== The exercise ==
Skip every image and restate the data word for word.

★ ★ ★ ★ ★

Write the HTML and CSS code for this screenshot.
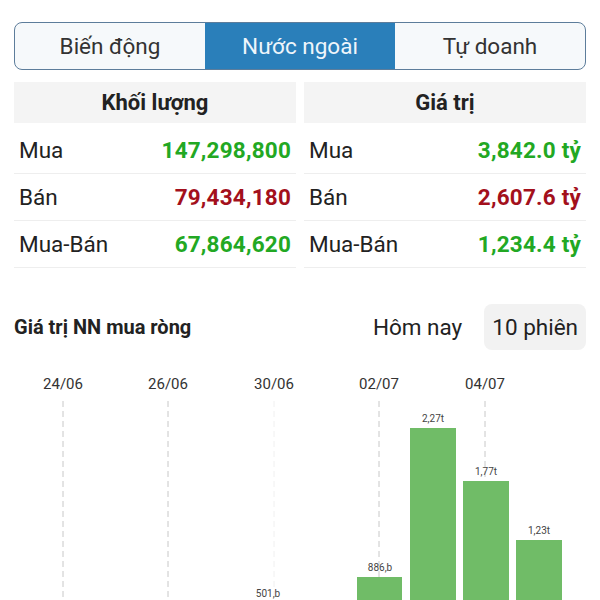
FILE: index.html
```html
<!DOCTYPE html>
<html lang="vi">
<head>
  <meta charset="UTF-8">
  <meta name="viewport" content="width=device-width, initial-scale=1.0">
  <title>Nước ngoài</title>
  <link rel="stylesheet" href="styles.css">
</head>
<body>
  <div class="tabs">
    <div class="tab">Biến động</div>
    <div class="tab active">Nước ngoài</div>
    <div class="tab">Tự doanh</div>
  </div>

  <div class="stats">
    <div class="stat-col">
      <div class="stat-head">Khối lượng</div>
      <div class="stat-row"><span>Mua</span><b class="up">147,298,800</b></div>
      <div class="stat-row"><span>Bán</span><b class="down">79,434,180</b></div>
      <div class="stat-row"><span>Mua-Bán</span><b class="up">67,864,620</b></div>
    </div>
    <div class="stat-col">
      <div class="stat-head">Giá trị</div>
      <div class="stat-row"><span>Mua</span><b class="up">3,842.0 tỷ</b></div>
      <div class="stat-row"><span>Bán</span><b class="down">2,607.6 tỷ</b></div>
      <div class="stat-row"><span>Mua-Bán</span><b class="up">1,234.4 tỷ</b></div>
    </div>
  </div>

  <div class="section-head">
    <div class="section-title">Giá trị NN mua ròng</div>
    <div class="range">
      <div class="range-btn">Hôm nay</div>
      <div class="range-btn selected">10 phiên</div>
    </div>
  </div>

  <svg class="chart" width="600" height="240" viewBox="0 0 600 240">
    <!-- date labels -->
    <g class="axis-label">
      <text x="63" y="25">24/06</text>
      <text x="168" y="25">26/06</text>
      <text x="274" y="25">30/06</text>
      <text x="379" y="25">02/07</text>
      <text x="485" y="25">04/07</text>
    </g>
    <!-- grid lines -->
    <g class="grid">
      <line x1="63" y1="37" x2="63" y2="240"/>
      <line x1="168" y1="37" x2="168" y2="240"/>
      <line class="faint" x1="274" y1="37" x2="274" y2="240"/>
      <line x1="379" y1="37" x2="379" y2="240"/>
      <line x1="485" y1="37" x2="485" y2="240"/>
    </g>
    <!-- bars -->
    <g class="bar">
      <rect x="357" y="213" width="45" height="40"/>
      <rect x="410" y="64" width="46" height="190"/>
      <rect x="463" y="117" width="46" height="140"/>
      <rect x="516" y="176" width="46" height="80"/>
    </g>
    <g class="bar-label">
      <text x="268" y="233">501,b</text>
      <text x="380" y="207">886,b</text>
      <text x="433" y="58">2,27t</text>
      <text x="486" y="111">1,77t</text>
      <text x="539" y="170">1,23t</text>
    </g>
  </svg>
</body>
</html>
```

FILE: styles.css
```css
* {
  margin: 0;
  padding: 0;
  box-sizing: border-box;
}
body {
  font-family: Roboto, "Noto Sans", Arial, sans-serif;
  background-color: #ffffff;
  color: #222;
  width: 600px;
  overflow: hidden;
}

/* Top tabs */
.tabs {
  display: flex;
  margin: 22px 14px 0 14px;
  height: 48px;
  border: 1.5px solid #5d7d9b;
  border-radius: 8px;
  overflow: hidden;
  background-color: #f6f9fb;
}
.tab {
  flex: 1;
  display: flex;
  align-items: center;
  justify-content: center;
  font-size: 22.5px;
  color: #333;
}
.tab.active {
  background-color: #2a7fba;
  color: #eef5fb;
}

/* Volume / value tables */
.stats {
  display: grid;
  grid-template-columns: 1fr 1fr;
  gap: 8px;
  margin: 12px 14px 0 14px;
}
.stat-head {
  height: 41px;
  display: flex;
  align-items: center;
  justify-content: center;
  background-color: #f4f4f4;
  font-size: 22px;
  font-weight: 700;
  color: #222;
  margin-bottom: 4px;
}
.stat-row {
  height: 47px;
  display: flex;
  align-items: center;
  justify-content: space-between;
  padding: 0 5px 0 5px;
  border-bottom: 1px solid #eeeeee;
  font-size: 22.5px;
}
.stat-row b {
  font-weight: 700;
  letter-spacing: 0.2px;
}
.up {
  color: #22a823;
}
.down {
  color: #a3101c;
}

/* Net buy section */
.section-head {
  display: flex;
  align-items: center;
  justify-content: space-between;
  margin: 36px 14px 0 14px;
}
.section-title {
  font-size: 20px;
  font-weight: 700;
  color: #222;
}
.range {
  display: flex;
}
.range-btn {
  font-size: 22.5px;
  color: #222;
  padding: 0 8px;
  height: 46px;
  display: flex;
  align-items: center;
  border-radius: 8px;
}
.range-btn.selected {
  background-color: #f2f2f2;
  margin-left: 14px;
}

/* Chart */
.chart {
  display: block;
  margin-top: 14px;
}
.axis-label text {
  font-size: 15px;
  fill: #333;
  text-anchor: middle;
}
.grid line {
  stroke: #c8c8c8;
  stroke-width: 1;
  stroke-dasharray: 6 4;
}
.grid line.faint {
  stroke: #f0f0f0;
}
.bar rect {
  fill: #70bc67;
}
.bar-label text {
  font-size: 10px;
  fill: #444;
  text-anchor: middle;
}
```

★ ★ ★ ★ ★

== Finished answer ==
Write the HTML and CSS code for this screenshot.
FILE: index.html
```html
<!DOCTYPE html>
<html lang="vi">
<head>
  <meta charset="UTF-8">
  <meta name="viewport" content="width=device-width, initial-scale=1.0">
  <title>Nước ngoài</title>
  <link rel="stylesheet" href="styles.css">
</head>
<body>
  <div class="tabs">
    <div class="tab">Biến động</div>
    <div class="tab active">Nước ngoài</div>
    <div class="tab">Tự doanh</div>
  </div>

  <div class="stats">
    <div class="stat-col">
      <div class="stat-head">Khối lượng</div>
      <div class="stat-row"><span>Mua</span><b class="up">147,298,800</b></div>
      <div class="stat-row"><span>Bán</span><b class="down">79,434,180</b></div>
      <div class="stat-row"><span>Mua-Bán</span><b class="up">67,864,620</b></div>
    </div>
    <div class="stat-col">
      <div class="stat-head">Giá trị</div>
      <div class="stat-row"><span>Mua</span><b class="up">3,842.0 tỷ</b></div>
      <div class="stat-row"><span>Bán</span><b class="down">2,607.6 tỷ</b></div>
      <div class="stat-row"><span>Mua-Bán</span><b class="up">1,234.4 tỷ</b></div>
    </div>
  </div>

  <div class="section-head">
    <div class="section-title">Giá trị NN mua ròng</div>
    <div class="range">
      <div class="range-btn">Hôm nay</div>
      <div class="range-btn selected">10 phiên</div>
    </div>
  </div>

  <svg class="chart" width="600" height="240" viewBox="0 0 600 240">
    <!-- date labels -->
    <g class="axis-label">
      <text x="63" y="25">24/06</text>
      <text x="168" y="25">26/06</text>
      <text x="274" y="25">30/06</text>
      <text x="379" y="25">02/07</text>
      <text x="485" y="25">04/07</text>
    </g>
    <!-- grid lines -->
    <g class="grid">
      <line x1="63" y1="37" x2="63" y2="240"/>
      <line x1="168" y1="37" x2="168" y2="240"/>
      <line class="faint" x1="274" y1="37" x2="274" y2="240"/>
      <line x1="379" y1="37" x2="379" y2="240"/>
      <line x1="485" y1="37" x2="485" y2="240"/>
    </g>
    <!-- bars -->
    <g class="bar">
      <rect x="357" y="213" width="45" height="40"/>
      <rect x="410" y="64" width="46" height="190"/>
      <rect x="463" y="117" width="46" height="140"/>
      <rect x="516" y="176" width="46" height="80"/>
    </g>
    <g class="bar-label">
      <text x="268" y="233">501,b</text>
      <text x="380" y="207">886,b</text>
      <text x="433" y="58">2,27t</text>
      <text x="486" y="111">1,77t</text>
      <text x="539" y="170">1,23t</text>
    </g>
  </svg>
</body>
</html>
```

FILE: styles.css
```css
* {
  margin: 0;
  padding: 0;
  box-sizing: border-box;
}
body {
  font-family: Roboto, "Noto Sans", Arial, sans-serif;
  background-color: #ffffff;
  color: #222;
  width: 600px;
  overflow: hidden;
}

/* Top tabs */
.tabs {
  display: flex;
  margin: 22px 14px 0 14px;
  height: 48px;
  border: 1.5px solid #5d7d9b;
  border-radius: 8px;
  overflow: hidden;
  background-color: #f6f9fb;
}
.tab {
  flex: 1;
  display: flex;
  align-items: center;
  justify-content: center;
  font-size: 22.5px;
  color: #333;
}
.tab.active {
  background-color: #2a7fba;
  color: #eef5fb;
}

/* Volume / value tables */
.stats {
  display: grid;
  grid-template-columns: 1fr 1fr;
  gap: 8px;
  margin: 12px 14px 0 14px;
}
.stat-head {
  height: 41px;
  display: flex;
  align-items: center;
  justify-content: center;
  background-color: #f4f4f4;
  font-size: 22px;
  font-weight: 700;
  color: #222;
  margin-bottom: 4px;
}
.stat-row {
  height: 47px;
  display: flex;
  align-items: center;
  justify-content: space-between;
  padding: 0 5px 0 5px;
  border-bottom: 1px solid #eeeeee;
  font-size: 22.5px;
}
.stat-row b {
  font-weight: 700;
  letter-spacing: 0.2px;
}
.up {
  color: #22a823;
}
.down {
  color: #a3101c;
}

/* Net buy section */
.section-head {
  display: flex;
  align-items: center;
  justify-content: space-between;
  margin: 36px 14px 0 14px;
}
.section-title {
  font-size: 20px;
  font-weight: 700;
  color: #222;
}
.range {
  display: flex;
}
.range-btn {
  font-size: 22.5px;
  color: #222;
  padding: 0 8px;
  height: 46px;
  display: flex;
  align-items: center;
  border-radius: 8px;
}
.range-btn.selected {
  background-color: #f2f2f2;
  margin-left: 14px;
}

/* Chart */
.chart {
  display: block;
  margin-top: 14px;
}
.axis-label text {
  font-size: 15px;
  fill: #333;
  text-anchor: middle;
}
.grid line {
  stroke: #c8c8c8;
  stroke-width: 1;
  stroke-dasharray: 6 4;
}
.grid line.faint {
  stroke: #f0f0f0;
}
.bar rect {
  fill: #70bc67;
}
.bar-label text {
  font-size: 10px;
  fill: #444;
  text-anchor: middle;
}
```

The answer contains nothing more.